Three new mutations were found in folC, including two single mutations (E40R and H100Y) and a double mutation (E44G: S46R). To our best knowledge, this is the first report showing that double mutations exist in folC of PAS-resistant TB. Most mutations in folC such as E40, I43, R49, S150, and E153 are located in the substrate binding pocket, which leads to reduced efficiency of H2PtePAS glutamination.9,19,20 Since E44 and S46 were adjacent to I43 and R49, H100 was located in the Ω-loop just adjacent to the Ser-cis-Pro motif in the active site of FolC.20 These results suggest that the mutations in these residues may also affect the glutamination process.

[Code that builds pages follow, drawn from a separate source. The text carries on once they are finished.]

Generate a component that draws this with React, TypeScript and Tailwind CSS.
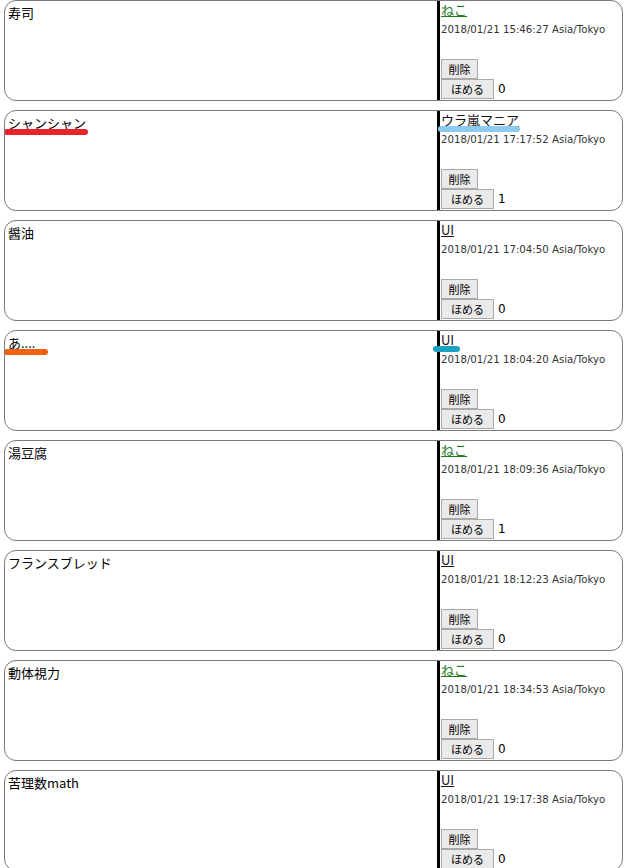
import React from 'react';

type Post = {
  text: string;
  user: string;
  date: string;
  likes: number;
  green?: boolean;
  textMark?: { color: string; width: number };
  userMark?: { color: string; left: number; width: number };
};

const posts: Post[] = [
  { text: '寿司', user: 'ねこ', date: '2018/01/21 15:46:27 Asia/Tokyo', likes: 0, green: true },
  {
    text: 'シャンシャン',
    user: 'ウラ嵐マニア',
    date: '2018/01/21 17:17:52 Asia/Tokyo',
    likes: 1,
    textMark: { color: '#e8232b', width: 84 },
    userMark: { color: '#8ccaf0', left: -3, width: 82 },
  },
  { text: '醤油', user: 'UI', date: '2018/01/21 17:04:50 Asia/Tokyo', likes: 0 },
  {
    text: 'あ....',
    user: 'UI',
    date: '2018/01/21 18:04:20 Asia/Tokyo',
    likes: 0,
    textMark: { color: '#f2620f', width: 44 },
    userMark: { color: '#1da1c0', left: -8, width: 27 },
  },
  { text: '湯豆腐', user: 'ねこ', date: '2018/01/21 18:09:36 Asia/Tokyo', likes: 1, green: true },
  { text: 'フランスブレッド', user: 'UI', date: '2018/01/21 18:12:23 Asia/Tokyo', likes: 0 },
  { text: '動体視力', user: 'ねこ', date: '2018/01/21 18:34:53 Asia/Tokyo', likes: 0, green: true },
  { text: '苦理数math', user: 'UI', date: '2018/01/21 19:17:38 Asia/Tokyo', likes: 0 },
];

const font = { fontFamily: '"Noto Sans CJK JP", "DejaVu Sans", sans-serif' };
const latin = { fontFamily: '"DejaVu Sans", "Noto Sans CJK JP", sans-serif' };

const PostCard: React.FC<{ post: Post }> = ({ post }) => (
  <div className="flex h-[101px] rounded-[12px] border border-[#7b7b7b] bg-white overflow-hidden">
    {/* message */}
    <div className="relative w-[432px] pl-[3px] pt-[3px] text-[13px] leading-[18px] text-black">
      {post.text}
      {post.textMark && (
        <span
          className="absolute left-[-1px] top-[18px] h-[6px] rounded-full"
          style={{ width: post.textMark.width, background: post.textMark.color }}
        />
      )}
    </div>
    <div className="w-[3px] bg-black" />
    {/* meta */}
    <div className="flex flex-1 flex-col pl-[1px] pt-[1px] leading-none">
      <div className="relative h-[16px] text-[13px] leading-[16px]">
        <a href="#" className={`underline ${post.green ? 'text-[#1d7d1d]' : 'text-[#151020]'}`}>
          {post.user}
        </a>
        {post.userMark && (
          <span
            className="absolute top-[14px] h-[6px] rounded-full"
            style={{ left: post.userMark.left, width: post.userMark.width, background: post.userMark.color }}
          />
        )}
      </div>
      <div className="mt-[5px] h-[14px] text-[10.2px] leading-[14px] text-[#333]" style={latin}>
        {post.date}
      </div>
      <div className="mt-[22px] h-[20px]">
        <button className="h-[20px] w-[37px] border border-[#a9a9a9] bg-[#eaeaea] text-[11px] leading-[18px] text-black">
          削除
        </button>
      </div>
      <div className="flex h-[20px] items-center">
        <button className="h-[20px] w-[53px] border border-[#a9a9a9] bg-[#eaeaea] text-[11px] leading-[18px] text-black">
          ほめる
        </button>
        <span className="ml-[4px] text-[12px] leading-[16px]" style={latin}>
          {post.likes}
        </span>
      </div>
    </div>
  </div>
);

const App: React.FC = () => (
  <div className="h-[868px] overflow-hidden bg-white pl-[4px] pr-[5px]" style={font}>
    <div className="flex flex-col gap-[9px]">
      {posts.map((p, i) => (
        <PostCard key={i} post={p} />
      ))}
    </div>
  </div>
);

export default App;
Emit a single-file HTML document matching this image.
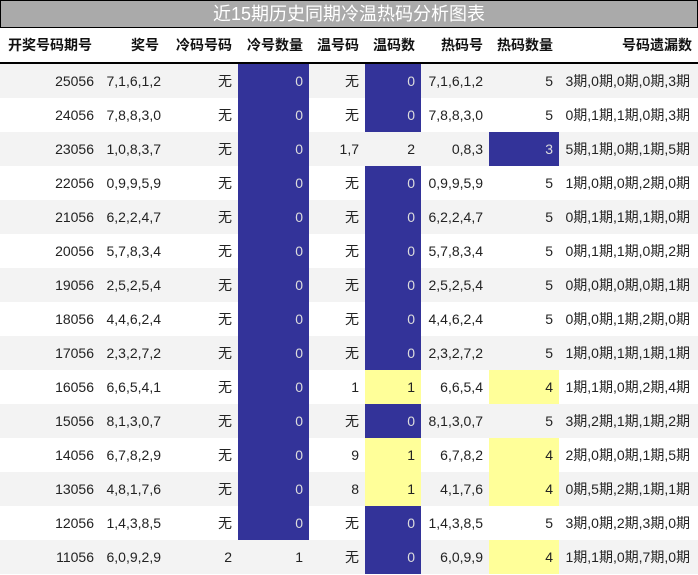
<!DOCTYPE html><html><head><meta charset="utf-8"><style>
body{margin:0;width:698px;height:575px;overflow:hidden;background:#fff;font-family:"Liberation Sans","Noto Sans CJK SC",sans-serif}
.t{position:absolute;left:0;top:0;width:696px;height:26px;background:#aaa;border:1px solid #000;color:#fff;font-size:18px;text-align:center;line-height:26px}
table{position:absolute;left:0;top:28px;border-collapse:collapse;table-layout:fixed;width:698px;font-size:14px;color:#222}
th{height:34px;font-weight:bold;text-align:right;padding:0 6px 0 0;border-bottom:2px solid #000;color:#111}
th:first-child{text-align:left;padding-left:8px}
td{height:34px;padding:0 6px 0 0;text-align:right;white-space:nowrap}
td:nth-child(2){padding-right:4px}
tr:nth-child(even) td{background:#f3f3f3}
td.b{background:#333399!important;color:#ddd}
td.y{background:#ffff99!important}
td:last-child{padding-right:8px}
</style></head><body>
<div class="t">近15期历史同期冷温热码分析图表</div>
<table>
<colgroup><col style="width:100px"><col style="width:65px"><col style="width:73px"><col style="width:71px"><col style="width:56px"><col style="width:56px"><col style="width:68px"><col style="width:70px"><col style="width:139px"></colgroup>
<tr><th>开奖号码期号</th><th>奖号</th><th>冷码号码</th><th>冷号数量</th><th>温号码</th><th>温码数</th><th>热码号</th><th>热码数量</th><th>号码遗漏数</th></tr>
<tr><td>25056</td><td>7,1,6,1,2</td><td>无</td><td class="b">0</td><td>无</td><td class="b">0</td><td>7,1,6,1,2</td><td>5</td><td>3期,0期,0期,0期,3期</td></tr>
<tr><td>24056</td><td>7,8,8,3,0</td><td>无</td><td class="b">0</td><td>无</td><td class="b">0</td><td>7,8,8,3,0</td><td>5</td><td>0期,1期,1期,0期,3期</td></tr>
<tr><td>23056</td><td>1,0,8,3,7</td><td>无</td><td class="b">0</td><td>1,7</td><td>2</td><td>0,8,3</td><td class="b">3</td><td>5期,1期,0期,1期,5期</td></tr>
<tr><td>22056</td><td>0,9,9,5,9</td><td>无</td><td class="b">0</td><td>无</td><td class="b">0</td><td>0,9,9,5,9</td><td>5</td><td>1期,0期,0期,2期,0期</td></tr>
<tr><td>21056</td><td>6,2,2,4,7</td><td>无</td><td class="b">0</td><td>无</td><td class="b">0</td><td>6,2,2,4,7</td><td>5</td><td>0期,1期,1期,1期,0期</td></tr>
<tr><td>20056</td><td>5,7,8,3,4</td><td>无</td><td class="b">0</td><td>无</td><td class="b">0</td><td>5,7,8,3,4</td><td>5</td><td>0期,1期,1期,0期,2期</td></tr>
<tr><td>19056</td><td>2,5,2,5,4</td><td>无</td><td class="b">0</td><td>无</td><td class="b">0</td><td>2,5,2,5,4</td><td>5</td><td>0期,0期,0期,0期,1期</td></tr>
<tr><td>18056</td><td>4,4,6,2,4</td><td>无</td><td class="b">0</td><td>无</td><td class="b">0</td><td>4,4,6,2,4</td><td>5</td><td>0期,0期,1期,2期,0期</td></tr>
<tr><td>17056</td><td>2,3,2,7,2</td><td>无</td><td class="b">0</td><td>无</td><td class="b">0</td><td>2,3,2,7,2</td><td>5</td><td>1期,0期,1期,1期,1期</td></tr>
<tr><td>16056</td><td>6,6,5,4,1</td><td>无</td><td class="b">0</td><td>1</td><td class="y">1</td><td>6,6,5,4</td><td class="y">4</td><td>1期,1期,0期,2期,4期</td></tr>
<tr><td>15056</td><td>8,1,3,0,7</td><td>无</td><td class="b">0</td><td>无</td><td class="b">0</td><td>8,1,3,0,7</td><td>5</td><td>3期,2期,1期,1期,2期</td></tr>
<tr><td>14056</td><td>6,7,8,2,9</td><td>无</td><td class="b">0</td><td>9</td><td class="y">1</td><td>6,7,8,2</td><td class="y">4</td><td>2期,0期,0期,1期,5期</td></tr>
<tr><td>13056</td><td>4,8,1,7,6</td><td>无</td><td class="b">0</td><td>8</td><td class="y">1</td><td>4,1,7,6</td><td class="y">4</td><td>0期,5期,2期,1期,1期</td></tr>
<tr><td>12056</td><td>1,4,3,8,5</td><td>无</td><td class="b">0</td><td>无</td><td class="b">0</td><td>1,4,3,8,5</td><td>5</td><td>3期,0期,2期,3期,0期</td></tr>
<tr><td>11056</td><td>6,0,9,2,9</td><td>2</td><td>1</td><td>无</td><td class="b">0</td><td>6,0,9,9</td><td class="y">4</td><td>1期,1期,0期,7期,0期</td></tr>
</table>
</body></html>
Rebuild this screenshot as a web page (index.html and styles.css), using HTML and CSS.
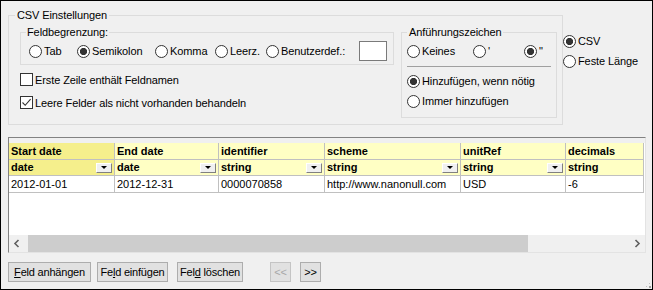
FILE: index.html
```html
<!DOCTYPE html>
<html lang="de">
<head>
  <meta charset="UTF-8">
  <title>CSV Einstellungen</title>
  <link rel="stylesheet" href="styles.css">
</head>
<body>

  <div class="window">
    <div class="top">
      <fieldset class="group group-main">
        <legend>CSV Einstellungen</legend>
        <div class="main-cols">
          <div class="left-col">
            <fieldset class="group group-sep">
              <legend>Feldbegrenzung:</legend>
              <div class="opt-row">
                <label class="opt w-tab"><span class="radio"></span>Tab</label>
                <label class="opt w-semi"><span class="radio on"></span>Semikolon</label>
                <label class="opt w-komma"><span class="radio"></span>Komma</label>
                <label class="opt w-leer"><span class="radio"></span>Leerz.</label>
                <label class="opt w-user"><span class="radio"></span>Benutzerdef.:</label>
                <span class="textbox"></span>
              </div>
            </fieldset>
            <label class="check-row"><span class="check"></span>Erste Zeile enthält Feldnamen</label>
            <label class="check-row">
              <span class="check"><svg width="11" height="11" viewBox="0 0 11 11"><path d="M1.5 5.5 L4.2 8.3 L9.6 2.2" fill="none" stroke="#333" stroke-width="1.1"/></svg></span>Leere Felder als nicht vorhanden behandeln
            </label>
          </div>

          <fieldset class="group group-quote">
            <legend>Anführungszeichen</legend>
            <div class="opt-row">
              <label class="opt w-none"><span class="radio"></span>Keines</label>
              <label class="opt w-single"><span class="radio"></span>'</label>
              <label class="opt"><span class="radio on"></span>"</label>
            </div>
            <div class="sep-line"></div>
            <label class="opt"><span class="radio on"></span>Hinzufügen, wenn nötig</label>
            <label class="opt"><span class="radio"></span>Immer hinzufügen</label>
          </fieldset>
        </div>
      </fieldset>

      <div class="format-col">
        <label class="opt"><span class="radio on"></span>CSV</label>
        <label class="opt"><span class="radio"></span>Feste Länge</label>
      </div>
    </div>

    <div class="grid">
      <div class="sheet">
        <div class="row head h1">
          <div class="cell sel">Start date</div>
          <div class="cell">End date</div>
          <div class="cell">identifier</div>
          <div class="cell">scheme</div>
          <div class="cell">unitRef</div>
          <div class="cell">decimals</div>
        </div>
        <div class="row head h2">
          <div class="cell sel">date<span class="dd"></span></div>
          <div class="cell">date<span class="dd"></span></div>
          <div class="cell">string<span class="dd"></span></div>
          <div class="cell">string<span class="dd"></span></div>
          <div class="cell">string<span class="dd"></span></div>
          <div class="cell">string</div>
        </div>
        <div class="row data">
          <div class="cell">2012-01-01</div>
          <div class="cell">2012-12-31</div>
          <div class="cell">0000070858</div>
          <div class="cell">http://www.nanonull.com</div>
          <div class="cell">USD</div>
          <div class="cell">-6</div>
        </div>
      </div>
      <div class="hscroll">
        <span class="sb-btn"><svg width="17" height="17" viewBox="0 0 17 17"><path d="M9.5 5 L6 8.5 L9.5 12" fill="none" stroke="#606060" stroke-width="1.6"/></svg></span>
        <span class="sb-thumb"></span>
        <span class="sb-track"></span>
        <span class="sb-btn"><svg width="17" height="17" viewBox="0 0 17 17"><path d="M7.5 5 L11 8.5 L7.5 12" fill="none" stroke="#606060" stroke-width="1.6"/></svg></span>
      </div>
    </div>

    <div class="buttons">
      <button class="btn b-append"><u>F</u>eld anhängen</button>
      <button class="btn b-insert">Fe<u>l</u>d einfügen</button>
      <button class="btn b-delete">Fel<u>d</u> löschen</button>
      <button class="btn b-nav b-prev" disabled>&lt;&lt;</button>
      <button class="btn b-nav b-next">&gt;&gt;</button>
    </div>

    <svg class="grip" width="5" height="5" viewBox="0 0 5 5">
      <rect x="3" y="3" width="2" height="2" fill="#a0a0a0"/>
      <rect x="0" y="3" width="1" height="1" fill="#c0c0c0"/>
      <rect x="3" y="0" width="1" height="1" fill="#c0c0c0"/>
    </svg>
  </div>
</body>
</html>
```

FILE: styles.css
```css
body {
  margin: 0;
  font-family: "Liberation Sans", Arial, sans-serif;
  font-size: 11px;
  color: #000;
}

.window {
  position: relative;
  width: 653px;
  height: 290px;
  box-sizing: border-box;
  border: 1px solid #000;
  background: #f0f0f0;
  padding: 7px 6px 0 7px;
  letter-spacing: -0.1px;
}

.top {
  display: flex;
  align-items: flex-start;
}

.group {
  margin: 0;
  border: 1px solid #dcdcdc;
  min-width: 0;
}

.group legend {
  line-height: 14px;
  padding: 0 2px;
}

.group-main {
  width: 555px;
  box-sizing: border-box;
  padding: 3px 5px 6px 11px;
}

.group-main > legend {
  margin-left: -5px;
}

.main-cols {
  display: flex;
  align-items: flex-start;
}

.left-col {
  width: 374px;
}

.group-sep {
  width: 374px;
  box-sizing: border-box;
  padding: 2px 0 3px 8px;
}

.group-sep > legend {
  padding: 0 1px;
  margin-left: -3px;
}

.opt-row {
  display: flex;
  align-items: center;
  height: 20px;
}

.opt {
  display: flex;
  align-items: center;
  height: 20px;
  white-space: nowrap;
}

.radio {
  flex: none;
  width: 13px;
  height: 13px;
  box-sizing: border-box;
  border: 1px solid #333;
  border-radius: 50%;
  background: #fff;
  margin-right: 2px;
}

.radio.on {
  background: radial-gradient(circle, #333 3.3px, #fff 3.9px);
}

.w-tab { width: 48px; }
.w-semi { width: 78px; }
.w-komma { width: 60px; }
.w-leer { width: 51px; }
.w-user { width: 93px; }

.textbox {
  width: 28px;
  height: 20px;
  box-sizing: border-box;
  border: 1px solid #7a7a7a;
  background: #fff;
}

.check-row {
  display: flex;
  align-items: center;
  height: 17px;
  margin-top: 6px;
  white-space: nowrap;
}

.check {
  flex: none;
  width: 13px;
  height: 13px;
  box-sizing: border-box;
  border: 1px solid #333;
  background: #fff;
  margin-right: 2px;
}

.check svg {
  display: block;
}

.group-quote {
  width: 156px;
  box-sizing: border-box;
  margin-left: 7px;
  padding: 2px 0 6px 5px;
}

.w-none { width: 66px; }
.w-single { width: 51px; }

.sep-line {
  width: 144px;
  border-top: 1px solid #a0a0a0;
  margin: 5px 0 4px 0;
}

.format-col {
  margin-top: 23px;
}

/* grid */
.grid {
  margin-top: 12px;
  width: 638px;
  height: 116px;
  box-sizing: border-box;
  border: 1px solid;
  border-color: #828282 #e3e3e3 #e3e3e3 #828282;
  background: #f0f0f0;
  padding-top: 5px;
  display: flex;
  flex-direction: column;
  letter-spacing: 0;
}

.sheet {
  flex: 1;
  background: #fff;
}

.row {
  display: grid;
  grid-template-columns: 106px 104px 106px 136px 105px 78px;
}

.cell {
  box-sizing: border-box;
  border-right: 1px solid #c0c0c0;
  border-bottom: 1px solid #c0c0c0;
  padding-left: 2px;
  overflow: hidden;
  white-space: nowrap;
}

.head .cell {
  background: #ffffc4;
  font-weight: bold;
}

.head .cell.sel {
  background: #f5ef8c;
}

.h1 .cell {
  height: 17px;
  line-height: 16px;
}

.h2 .cell {
  height: 16px;
  line-height: 15px;
  display: flex;
  justify-content: space-between;
  align-items: center;
}

.data .cell {
  height: 17px;
  line-height: 16px;
}

.dd {
  width: 16px;
  height: 10px;
  box-sizing: border-box;
  border: 1px solid;
  border-color: #fff #808080 #808080 #fff;
  background: #f0f0f0;
  margin-right: 2px;
  display: flex;
  justify-content: center;
  align-items: center;
}

.dd::before {
  content: "";
  border-left: 3px solid transparent;
  border-right: 3px solid transparent;
  border-top: 3px solid #000;
}

.hscroll {
  display: flex;
  height: 17px;
  background: #f0f0f0;
}

.sb-btn {
  width: 17px;
}

.sb-btn svg {
  display: block;
}

.sb-thumb {
  width: 500px;
  margin-left: 2px;
  background: #cdcdcd;
}

.sb-track {
  flex: 1;
}

/* buttons */
.buttons {
  display: flex;
  margin-top: 9px;
}

.btn {
  height: 20px;
  box-sizing: border-box;
  border: 1px solid #adadad;
  background: #e1e1e1;
  font-family: "Liberation Sans", Arial, sans-serif;
  font-size: 11px;
  letter-spacing: -0.2px;
  color: #000;
  padding: 0;
}

.btn:disabled {
  border-color: #c4c4c4;
  color: #a8a8a8;
}

.b-append { width: 83px; }
.b-insert { width: 71px; margin-left: 6px; }
.b-delete { width: 66px; margin-left: 9px; }
.b-nav { width: 21px; }
.b-prev { margin-left: 27px; }
.b-next { margin-left: 9px; }

.grip {
  position: absolute;
  right: 1px;
  bottom: 1px;
}
```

thyA was the first gene reported to be associated with PAS resistance.8 Previous reports showed that about a quarter to one-third of the PAS-resistant strains contain thyA mutations, and our results (34.4%, 42/122) are consistent with those findings.18,21 We identified 18 mutation types at 16 different sites throughout the entire thyA. Similar to the findings of northern China, most of the mutations are located in the active or dimeric domains.18 Nevertheless, the most common mutation in thyA in our study was R235P, whereas the most frequent mutation in northern China, H75N, was found only in one strain in our study.18 R235 is located on the outer surface of ThyA (PDB code 4FQS), and it is unreasonable to explain the impact of this mutation on thymidylate synthase activity by proximity of position. Therefore, how the mutation at this site affects thymidylate synthase activity needs further investigation. We observed that −11G→A transition was the most common mutation in ribD, which is also consistent with the previous finding in northern China.18 This mutation leads to the overexpression of ribD and finally causes PAS resistance.7 Interestingly, a G249S mutation was identified in ribD. Notwithstanding, further studies are warranted in order to verify the relationship between this mutation and PAS-resistance.

As far as we know, this is the first investigation of phenotypic and molecular characteristics of PAS-resistance in southwestern China. It is well understood that the accuracy of molecular diagnosis of drug-resistant TB depends on understanding the mechanisms of drug resistance and the prevalence of drug-resistant mutations in TB. Thus, our study will expand our understanding of the mechanisms of PAS-resistance, and benefit both the molecular diagnosis of PAS resistant MTB and clinical treatment of PAS-resistant TB patients in south-western China. Nevertheless, there were some obvious limitations in our research. For example, the sample size was small, which limits the representativeness of our results. What is more, all isolates in our study were from a specialist hospital for TB, which may lead to deviations in high TB drug resistance. Therefore, multicenter and larger sample studies are still needed.


PAS drug resistance in southwestern China is mainly caused by mutations in folC, thyA, and ribD, among which folC was the most frequent mutation. Some mutation hotspots exist in the three genes, which accounts for about 80% of total mutations. Our results highlight the possibility of developing molecular diagnostic methods for PAS-resistant TB in the future.


This work is funded by the National Science and Technology Major Project of China for the 13th five-year plan period (2018ZX10302104) and the Open Research Fund Program of Wuhan National Bio-Safety Level 4 Lab of Chinese Academy of Science (2017SPCAS004).


The authors report no conflicts of interest in this work.